Originally attached only as the lead actress, Farmiga then decided to helm the text herself. As director, she succeeds in transforming the material into a deeply felt personal expression, even casting her exceptionally composed (and very gifted) younger sister Taissa Farmiga in the vital parts involving Corinne as a teenager. Vera Farmiga makes vivid and real the girl’s deepening attraction for the magnetic and good-looking rock musician Ethan Miller (Boyd Holbrook), like a beautiful moment when he gives her an airplane ride, using his legs to jet propel her into the air.
Her pregnancy immediately turns their idyll into a very adult realm of marriage and parenthood. When tragedy is averted and their young daughter saved during a bus crash, the parents believe it is an act of divine intervention. As a result, they immerse themselves into a local fundamentalist community.

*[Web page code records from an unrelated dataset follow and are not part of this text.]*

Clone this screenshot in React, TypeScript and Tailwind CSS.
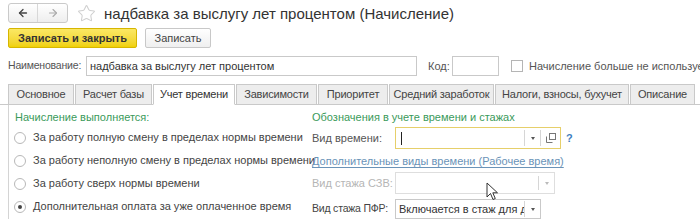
import { ArrowLeft, ArrowRight, Star } from "lucide-react";

const TABS = [
  { label: "Основное", w: "w-[66px]" },
  { label: "Расчет базы", w: "w-[77px]" },
  { label: "Учет времени", w: "w-[82px]", active: true },
  { label: "Зависимости", w: "w-[81px]" },
  { label: "Приоритет", w: "w-[70px]" },
  { label: "Средний заработок", w: "w-[105px]" },
  { label: "Налоги, взносы, бухучет", w: "w-[134px]" },
  { label: "Описание", w: "w-[65px]" },
];

const RADIOS = [
  "За работу полную смену в пределах нормы времени",
  "За работу неполную смену в пределах нормы времени",
  "За работу сверх нормы времени",
  "Дополнительная оплата за уже оплаченное время",
];

function Dropdown({ light }: { light?: boolean }) {
  return (
    <div className="flex h-full w-[16px] items-center justify-center border-l border-[#d6d6d6]">
      <span className={`block h-0 w-0 border-x-[2px] border-t-[3px] border-x-transparent ${light ? "border-t-[#bbb]" : "border-t-[#555]"}`} />
    </div>
  );
}

export default function App() {
  return (
    <div className="h-[222px] w-[700px] overflow-hidden bg-white text-[11px] text-[#4a4a4a] [font-family:'Liberation_Sans',Arial,sans-serif]">
      {/* title row */}
      <div className="flex h-[25px] items-center pl-[8px] pt-[1px]">
        <div className="flex h-[20px] w-[60px] shrink-0 rounded-[3px] border border-[#cacaca] bg-gradient-to-b from-white to-[#eeeeee]">
          <div className="flex w-[30px] items-center justify-center border-r border-[#d8d8d8]">
            <ArrowLeft className="h-[12px] w-[12px] text-[#444]" strokeWidth={2.6} />
          </div>
          <div className="flex w-[30px] items-center justify-center">
            <ArrowRight className="h-[12px] w-[12px] text-[#aaa]" strokeWidth={2.2} />
          </div>
        </div>
        <Star className="ml-[9px] h-[19px] w-[19px] shrink-0 text-[#cfcfcf]" strokeWidth={1.3} />
        <span className="ml-[8px] whitespace-nowrap text-[15px] leading-none text-[#333]">надбавка за выслугу лет процентом (Начисление)</span>
      </div>

      {/* buttons */}
      <div className="mt-[3px] flex h-[20px] items-center gap-[8px] pl-[8px]">
        <button className="flex h-[20px] w-[129px] items-center justify-center rounded-[2px] border border-[#d6b600] bg-gradient-to-b from-[#fbe863] to-[#f0d100] text-[11px] font-bold text-[#333]">
          Записать и закрыть
        </button>
        <button className="flex h-[20px] w-[66px] items-center justify-center rounded-[2px] border border-[#c8c8c8] bg-gradient-to-b from-white to-[#efefef] text-[11px] text-[#444]">
          Записать
        </button>
      </div>

      {/* name row */}
      <div className="mt-[8px] flex h-[20px] items-center whitespace-nowrap pl-[8px]">
        <span className="w-[78px] shrink-0 text-[10.5px] tracking-[-0.2px] text-[#555]">Наименование:</span>
        <div className="flex h-[20px] w-[331px] shrink-0 items-center border border-[#c9c9c9] px-[3px] text-[#333]">надбавка за выслугу лет процентом</div>
        <span className="ml-[11px] w-[24px] shrink-0 text-[#555]">Код:</span>
        <div className="h-[20px] w-[47px] shrink-0 border border-[#c9c9c9]" />
        <div className="ml-[12px] h-[12px] w-[12px] shrink-0 border border-[#b5b5b5]" />
        <span className="ml-[6px] text-[#555]">Начисление больше не используется</span>
      </div>

      {/* tabs */}
      <div className="mt-[8px] flex h-[21px] items-end border-b border-[#c9c9c9] pl-[8px]">
        {TABS.map((t) => (
          <div
            key={t.label}
            className={`${t.w} -mb-px mr-[1px] flex h-[21px] shrink-0 items-center justify-center whitespace-nowrap border border-[#c9c9c9] text-[11px] tracking-[-0.2px] ${
              t.active ? "border-b-white bg-white text-[#333]" : "bg-[#ededed] text-[#444]"
            }`}
          >
            {t.label}
          </div>
        ))}
      </div>

      {/* content */}
      <div className="ml-[8px] flex border-l border-[#d4d4d4]">
        <div className="w-[303px] shrink-0 pl-[6px] pt-[5px]">
          <div className="leading-[14px] text-[#3a9a5a]">Начисление выполняется:</div>
          <div className="mt-[2px] flex flex-col">
            {RADIOS.map((r, i) => (
              <div key={r} className="flex h-[23px] items-center">
                <span className="ml-[-1px] flex h-[12px] w-[12px] shrink-0 items-center justify-center rounded-full border border-[#b8b8b8] bg-white">
                  {i === 3 && <span className="h-[4px] w-[4px] rounded-full bg-[#444]" />}
                </span>
                <span className="ml-[7px] whitespace-nowrap text-[11px] text-[#444]">{r}</span>
              </div>
            ))}
          </div>
        </div>

        <div className="flex-1 whitespace-nowrap pt-[5px]">
          <div className="leading-[14px] text-[#3a9a5a]">Обозначения в учете времени и стажах</div>
          <div className="mt-[3px] flex h-[22px] items-center">
            <span className="w-[83px] shrink-0 text-[#555]">Вид времени:</span>
            <div className="flex h-[22px] w-[166px] shrink-0 items-center border border-[#e6cf6a] bg-white">
              <div className="flex flex-1 items-center pl-[5px]">
                <span className="h-[13px] w-px bg-[#222]" />
              </div>
              <div className="flex h-[16px] w-[16px] items-center justify-center border-l border-[#d6d6d6]">
                <span className="block h-0 w-0 border-x-[2px] border-t-[3px] border-x-transparent border-t-[#555]" />
              </div>
              <div className="flex h-[16px] w-[20px] items-center justify-center border-l border-[#d6d6d6]">
                <svg width="10" height="10" viewBox="0 0 10 10" fill="none" stroke="#777" strokeWidth="1">
                  <rect x="3.5" y="0.5" width="6" height="6" />
                  <path d="M0.5 3.5v6h6" />
                </svg>
              </div>
            </div>
            <span className="ml-[5px] font-bold text-[#3f7fbf]">?</span>
          </div>
          <div className="mt-[5px] leading-[14px] text-[#6a93b8] underline underline-offset-2">Дополнительные виды времени (Рабочее время)</div>
          <div className="mt-[4px] flex h-[22px] items-center">
            <span className="w-[83px] shrink-0 text-[#b5b5b5]">Вид стажа СЗВ:</span>
            <div className="relative flex h-[22px] w-[160px] shrink-0 items-center justify-end border border-[#dedede]">
              <div className="h-[14px]">
                <Dropdown light />
              </div>
              <svg className="absolute left-[90px] top-[9px]" width="13" height="19" viewBox="0 0 13 19">
                <path d="M1 1 L1 15 L4.5 11.5 L7 17.5 L9.3 16.5 L6.8 10.8 L11.5 10.8 Z" fill="white" stroke="#333" strokeWidth="1" strokeLinejoin="round" />
              </svg>
            </div>
          </div>
          <div className="mt-[5px] flex h-[20px] items-center">
            <span className="w-[83px] shrink-0 text-[10.5px] tracking-[-0.2px] text-[#444]">Вид стажа ПФР:</span>
            <div className="flex h-[20px] w-[146px] shrink-0 items-center border border-[#c9c9c9]">
              <span className="flex-1 overflow-hidden whitespace-nowrap pl-[3px] text-[#333]">Включается в стаж для д</span>
              <div className="h-[16px]">
                <Dropdown />
              </div>
            </div>
          </div>
        </div>
      </div>
    </div>
  );
}
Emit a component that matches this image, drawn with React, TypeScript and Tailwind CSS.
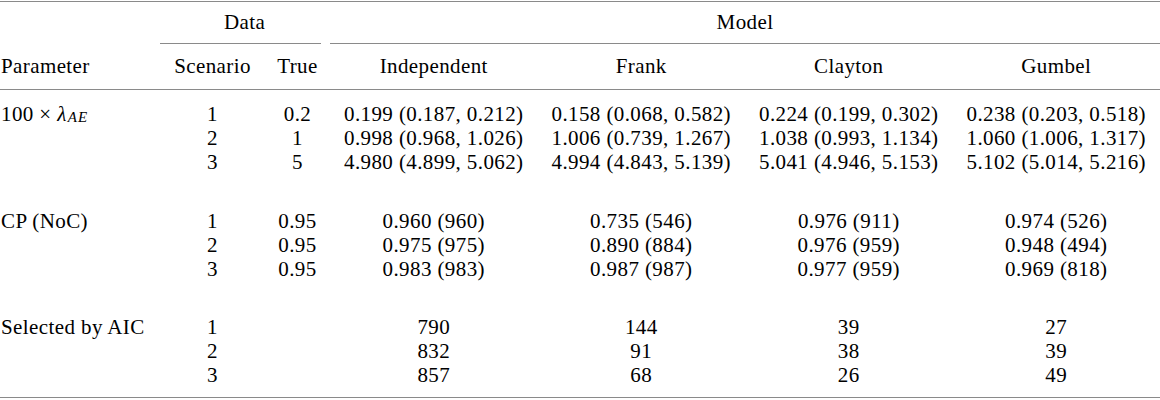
import React from "react";

const COLS = "grid grid-cols-[160px_105px_65px_207.5px_207.5px_207.5px_207.5px]";

const GROUPS: { key: string; label: React.ReactNode; rows: string[][] }[] = [
  {
    key: "lambda",
    label: (
      <span>
        100 × <i>λ</i>
        <sub className="text-[15px] italic tracking-[1px] relative top-[1px] ml-px">AE</sub>
      </span>
    ),
    rows: [
      ["1", "0.2", "0.199 (0.187, 0.212)", "0.158 (0.068, 0.582)", "0.224 (0.199, 0.302)", "0.238 (0.203, 0.518)"],
      ["2", "1", "0.998 (0.968, 1.026)", "1.006 (0.739, 1.267)", "1.038 (0.993, 1.134)", "1.060 (1.006, 1.317)"],
      ["3", "5", "4.980 (4.899, 5.062)", "4.994 (4.843, 5.139)", "5.041 (4.946, 5.153)", "5.102 (5.014, 5.216)"],
    ],
  },
  {
    key: "cp",
    label: "CP (NoC)",
    rows: [
      ["1", "0.95", "0.960 (960)", "0.735 (546)", "0.976 (911)", "0.974 (526)"],
      ["2", "0.95", "0.975 (975)", "0.890 (884)", "0.976 (959)", "0.948 (494)"],
      ["3", "0.95", "0.983 (983)", "0.987 (987)", "0.977 (959)", "0.969 (818)"],
    ],
  },
  {
    key: "aic",
    label: "Selected by AIC",
    rows: [
      ["1", "", "790", "144", "39", "27"],
      ["2", "", "832", "91", "38", "39"],
      ["3", "", "857", "68", "26", "49"],
    ],
  },
];

const MODELS = ["Independent", "Frank", "Clayton", "Gumbel"];

export default function App() {
  return (
    <div className="w-[1160px] h-[400px] bg-white pt-px [font-family:Liberation_Serif,serif] text-[21px] tracking-[0.4px] text-black">
      <div className="h-px bg-[#8a8a8a]" />

      {/* spanner row */}
      <div className={`${COLS} h-[42px]`}>
        <div className="col-start-2 col-span-2 mr-[9px] pl-[8px] border-b border-[#8a8a8a] flex items-center justify-center">Data</div>
        <div className="col-span-4 border-b border-[#8a8a8a] flex items-center justify-center">Model</div>
      </div>

      {/* column headers */}
      <div className={`${COLS} h-[46px] border-b border-[#8a8a8a] items-center`}>
        <div className="pl-px">Parameter</div>
        <div className="text-center">Scenario</div>
        <div className="text-center">True</div>
        {MODELS.map((m) => (
          <div key={m} className="text-center">{m}</div>
        ))}
      </div>

      {/* body */}
      <div className="pt-[12px] pb-[10px] border-b border-[#8a8a8a] flex flex-col">
        {GROUPS.map((g, gi) => (
          <div key={g.key} className={gi === 1 ? "mt-[35px]" : gi === 2 ? "mt-[34px]" : ""}>
            {g.rows.map((r, ri) => (
              <div key={ri} className={`${COLS} h-[24px] leading-[24px] whitespace-nowrap`}>
                <div className="pl-px">{ri === 0 ? g.label : ""}</div>
                {r.map((c, ci) => (
                  <div key={ci} className="text-center">{c}</div>
                ))}
              </div>
            ))}
          </div>
        ))}
      </div>
    </div>
  );
}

Farmiga elliptically denotes the passage of time through new births and subtle changes in period details, the clothes and the characters‘ evolving features. Bound to a very close knit evangelical collective, Corinne develops assured confidence that increasingly collides against the church hierarchy and draws the subtly humiliating rebuke by the pastor’s wife.
Corinne’s growing personal attachment to the more subversive (especially sexually) side of her best friend, Annika (Dagmara Dominczyk) ignites her revolt against the church’s social constraints and marginalizing of women. When tragedy strikes, Corinne openly begins to voice doubt and discontent, a development manifested in her growing distance from her husband (played by the excellent Joshua Leonard as an adult).

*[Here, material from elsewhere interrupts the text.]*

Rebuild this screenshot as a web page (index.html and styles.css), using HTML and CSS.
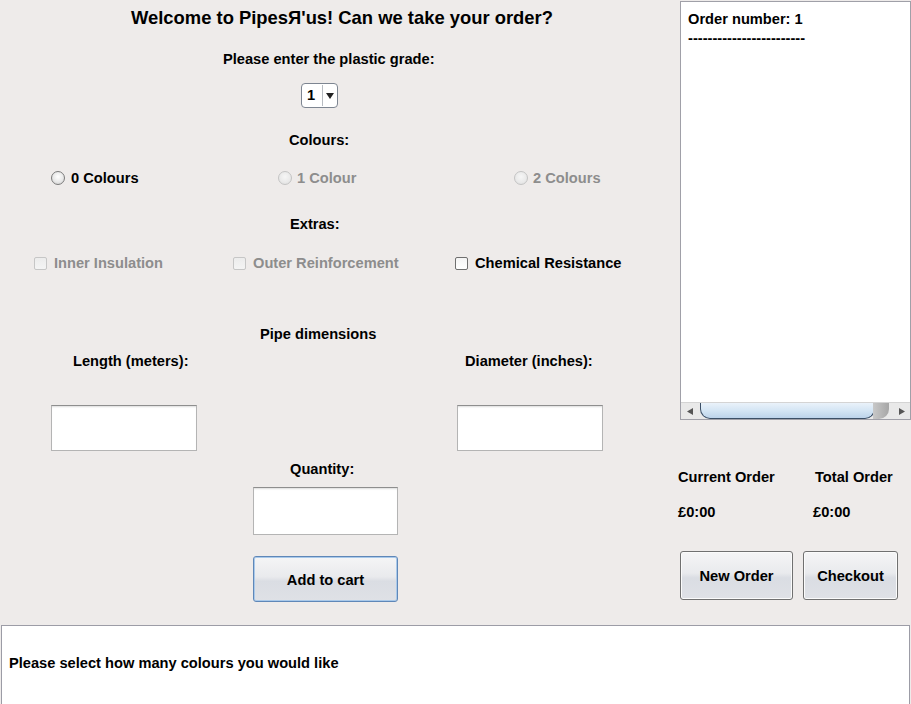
FILE: index.html
```html
<!DOCTYPE html>
<html>
<head>
<meta charset="utf-8">
<link rel="stylesheet" href="styles.css">
</head>
<body>
<div class="top">
  <div class="form">
    <div class="row title">Welcome to PipesЯ'us! Can we take your order?</div>
    <div class="row plastic">Please enter the plastic grade:</div>
    <div class="combo"><span class="combo-val">1</span><span class="combo-btn"><svg width="8" height="6" viewBox="0 0 8 6"><path d="M0 0H8L4 6Z" fill="#222"/></svg></span></div>
    <div class="row colours-lbl">Colours:</div>
    <div class="row radios">
      <label class="opt"><span class="radio"></span>0 Colours</label>
      <label class="opt dis"><span class="radio"></span>1 Colour</label>
      <label class="opt dis"><span class="radio"></span>2 Colours</label>
    </div>
    <div class="row extras-lbl">Extras:</div>
    <div class="row checks">
      <label class="opt dis"><span class="check"></span>Inner Insulation</label>
      <label class="opt dis"><span class="check"></span>Outer Reinforcement</label>
      <label class="opt"><span class="check"></span>Chemical Resistance</label>
    </div>
    <div class="row pipe-lbl">Pipe dimensions</div>
    <div class="row dims-lbl"><span>Length (meters):</span><span>Diameter (inches):</span></div>
    <div class="dims-fields"><div class="field"></div><div class="field"></div></div>
    <div class="row qty-lbl">Quantity:</div>
    <div class="field qty"></div>
    <div class="btn add">Add to cart</div>
  </div>
  <div class="side">
    <div class="order-panel">
      <div class="order-text">
        <div>Order number: 1</div>
        <div>------------------------</div>
      </div>
      <div class="hscroll">
        <span class="arrow"><svg width="6" height="7" viewBox="0 0 6 7"><path d="M0 3.5L6 0V7Z" fill="#555"/></svg></span>
        <span class="track"><span class="thumb"></span><span class="thumb-end"></span></span>
        <span class="arrow"><svg width="6" height="7" viewBox="0 0 6 7"><path d="M6 3.5L0 0V7Z" fill="#555"/></svg></span>
      </div>
    </div>
    <div class="row totals-lbl"><span>Current Order</span><span>Total Order</span></div>
    <div class="row totals-val"><span>£0:00</span><span>£0:00</span></div>
    <div class="side-btns"><div class="btn new">New Order</div><div class="btn checkout">Checkout</div></div>
  </div>
</div>
<div class="bottom">Please select how many colours you would like</div>
</body>
</html>
```
FILE: styles.css
```css
html, body {
  margin: 0;
  padding: 0;
}
body {
  background: #eeebea;
  font-family: "Liberation Sans", Arial, sans-serif;
  font-weight: bold;
  font-size: 14.65px;
  color: #000;
  width: 911px;
  height: 704px;
  overflow: hidden;
}
.top {
  display: flex;
  height: 625px;
}
.form {
  width: 678px;
  display: flex;
  flex-direction: column;
  align-items: flex-start;
}
.row {
  line-height: 16px;
  white-space: nowrap;
}
.title {
  font-size: 18.4px;
  line-height: 22px;
  margin-top: 7px;
  padding-left: 131px;
}
.plastic {
  margin-top: 22px;
  padding-left: 223px;
}
.combo {
  margin-top: 16px;
  margin-left: 301px;
  width: 37px;
  height: 25px;
  box-sizing: border-box;
  border: 1px solid #7d8591;
  border-radius: 4px;
  background: #fff;
  display: flex;
}
.combo-val {
  width: 20px;
  line-height: 23px;
  padding-left: 5px;
  box-sizing: border-box;
}
.combo-btn {
  flex: 1;
  border-left: 1px solid #b8bcc2;
  display: flex;
  align-items: center;
  justify-content: center;
  margin: 1px 0;
}
.colours-lbl {
  margin-top: 24px;
  padding-left: 289px;
}
.radios {
  margin-top: 22px;
  padding-left: 51px;
  display: grid;
  grid-template-columns: 227px 236px auto;
}
.opt {
  display: flex;
  align-items: center;
}
.opt.dis {
  color: #8d8d8d;
}
.radio {
  width: 14px;
  height: 14px;
  box-sizing: border-box;
  border-radius: 50%;
  border: 1px solid #7b7b7b;
  background: radial-gradient(circle at 50% 40%, #ffffff 0%, #e8e8e8 55%, #c9c9c9 100%);
  margin-right: 6px;
}
.dis .radio {
  border-color: #c4c4c4;
  background: radial-gradient(circle at 50% 40%, #f6f6f6 0%, #e9e9e9 60%, #d8d8d8 100%);
  margin-right: 5px;
}
.extras-lbl {
  margin-top: 30px;
  padding-left: 290px;
}
.checks {
  margin-top: 23px;
  padding-left: 34px;
  display: grid;
  grid-template-columns: 199px 222px auto;
}
.check {
  width: 13px;
  height: 13px;
  box-sizing: border-box;
  border-radius: 2px;
  border: 1px solid #6f6f6f;
  background: linear-gradient(#f4f4f4, #ffffff);
  margin-right: 7px;
}
.dis .check {
  border-color: #c6c6c6;
  background: linear-gradient(#ececec, #f4f4f4);
}
.pipe-lbl {
  margin-top: 55px;
  padding-left: 260px;
}
.dims-lbl {
  margin-top: 11px;
  padding-left: 73px;
  display: grid;
  grid-template-columns: 392px auto;
}
.dims-fields {
  margin-top: 36px;
  padding-left: 51px;
  display: grid;
  grid-template-columns: 406px auto;
}
.field {
  width: 146px;
  height: 46px;
  box-sizing: border-box;
  background: #fff;
  border: 1px solid #b4b4b4;
  border-top-color: #8e8e8e;
  box-shadow: inset 0 2px 2px -1px #dcdcdc;
}
.qty-lbl {
  margin-top: 10px;
  padding-left: 290px;
}
.field.qty {
  margin-top: 10px;
  margin-left: 253px;
  width: 145px;
  height: 48px;
}
.btn {
  box-sizing: border-box;
  border: 1px solid #707070;
  border-radius: 3px;
  background: linear-gradient(#f5f5f6 0%, #e9eaed 45%, #dadde3 55%, #dfe1e6 100%);
  display: flex;
  align-items: center;
  justify-content: center;
  box-shadow: inset 0 0 0 1px #fbfbfb;
}
.btn.add {
  margin-top: 21px;
  margin-left: 253px;
  width: 145px;
  height: 46px;
  border-color: #5f87b8;
  box-shadow: inset 0 0 0 1px #a9c9ea;
  padding-top: 1px;
}
.side {
  width: 233px;
  display: flex;
  flex-direction: column;
  align-items: flex-start;
}
.order-panel {
  margin-top: 1px;
  margin-left: 2px;
  width: 231px;
  height: 419px;
  box-sizing: border-box;
  border: 1px solid #a0a0a8;
  background: #fff;
  display: flex;
  flex-direction: column;
}
.order-text {
  flex: 1;
  padding: 8px 0 0 7px;
  line-height: 19px;
}
.hscroll {
  height: 16px;
  display: flex;
  background: #e9e9e9;
  border-top: 1px solid #d4d4d4;
}
.arrow {
  width: 17px;
  display: flex;
  align-items: center;
  justify-content: center;
}
.track {
  flex: 1;
  display: flex;
}
.thumb {
  width: 175px;
  box-sizing: border-box;
  border: 1px solid #3b4f66;
  border-top: 0;
  border-radius: 0 0 10px 10px;
  background: linear-gradient(#eaf2fa 0%, #d4e5f4 50%, #bcd3ea 100%);
  margin-left: 2px;
}
.thumb-end {
  width: 16px;
  border-radius: 0 0 10px 0;
  background: linear-gradient(90deg, #c8c8c8, #a6a6a6);
  margin-left: -2px;
}
.totals-lbl {
  margin-top: 49px;
  display: grid;
  grid-template-columns: 137px auto;
}
.totals-val {
  margin-top: 19px;
  display: grid;
  grid-template-columns: 135px auto;
}
.side-btns {
  margin-top: 31px;
  margin-left: 2px;
  display: flex;
  gap: 10px;
}
.btn.new {
  width: 113px;
  height: 49px;
}
.btn.checkout {
  width: 95px;
  height: 49px;
}
.bottom {
  margin-left: 1px;
  width: 909px;
  height: 90px;
  box-sizing: border-box;
  background: #fff;
  border: 1px solid #9c9ca6;
  padding: 29px 0 0 7px;
  line-height: 16px;
  white-space: nowrap;
}
```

Almost inevitably the implied doubts and criticism rupture the conformist and submissive nature of the community and occasions her own slow though steady disengagement from her husband and the community that nurtured her. By visualizing a deepening inability to reconcile her doubts against the church orthodoxy, Corinne makes her disappointment extremely personal, with sometimes horrifying results, like the brutally violently response of her husband to her need for greater independence and freedom.
Every attempt at some kind of reconciliation, like her son’s seventh birthday party, ends awkwardly and disastrously. The movie’s circular structure builds to an extraordinary conclusion where the newly liberated Corinne stands before the congregation to articulate the seeds of her discontent and sharply express her private and personal conflict with the oppressive impulses of the family and the church.
It is not hectoring though articulate, thoughtful and considerate that imbues the work with a tremendous emotional force that underlines how the best works of art and discourse almost inevitably are about questions and not answers.
“Higher Ground” is not perfect. Farmiga struggles in the first third with the right tone and style. And some of the stabs at humor, like a sequence involving a highway patrolman, are too aggressively strained.
That said, the ensemble acting is fantastic, with sharp turns in small parts by John Hawkes and Donna Murphy as Corinne’s parents. Playing two different pastors, Bill Irvin and Norbert Leo Butz (in the contemporary footage) essay very compelling and even likeable figures made up equal parts theatrical showman, true believers and forceful personalities. By the end they pale compared to the force of nature and conviction of Corinne Walker.
“Higher Ground” ends on a wholly different note of deliverance that proves enlightening and unforgettable.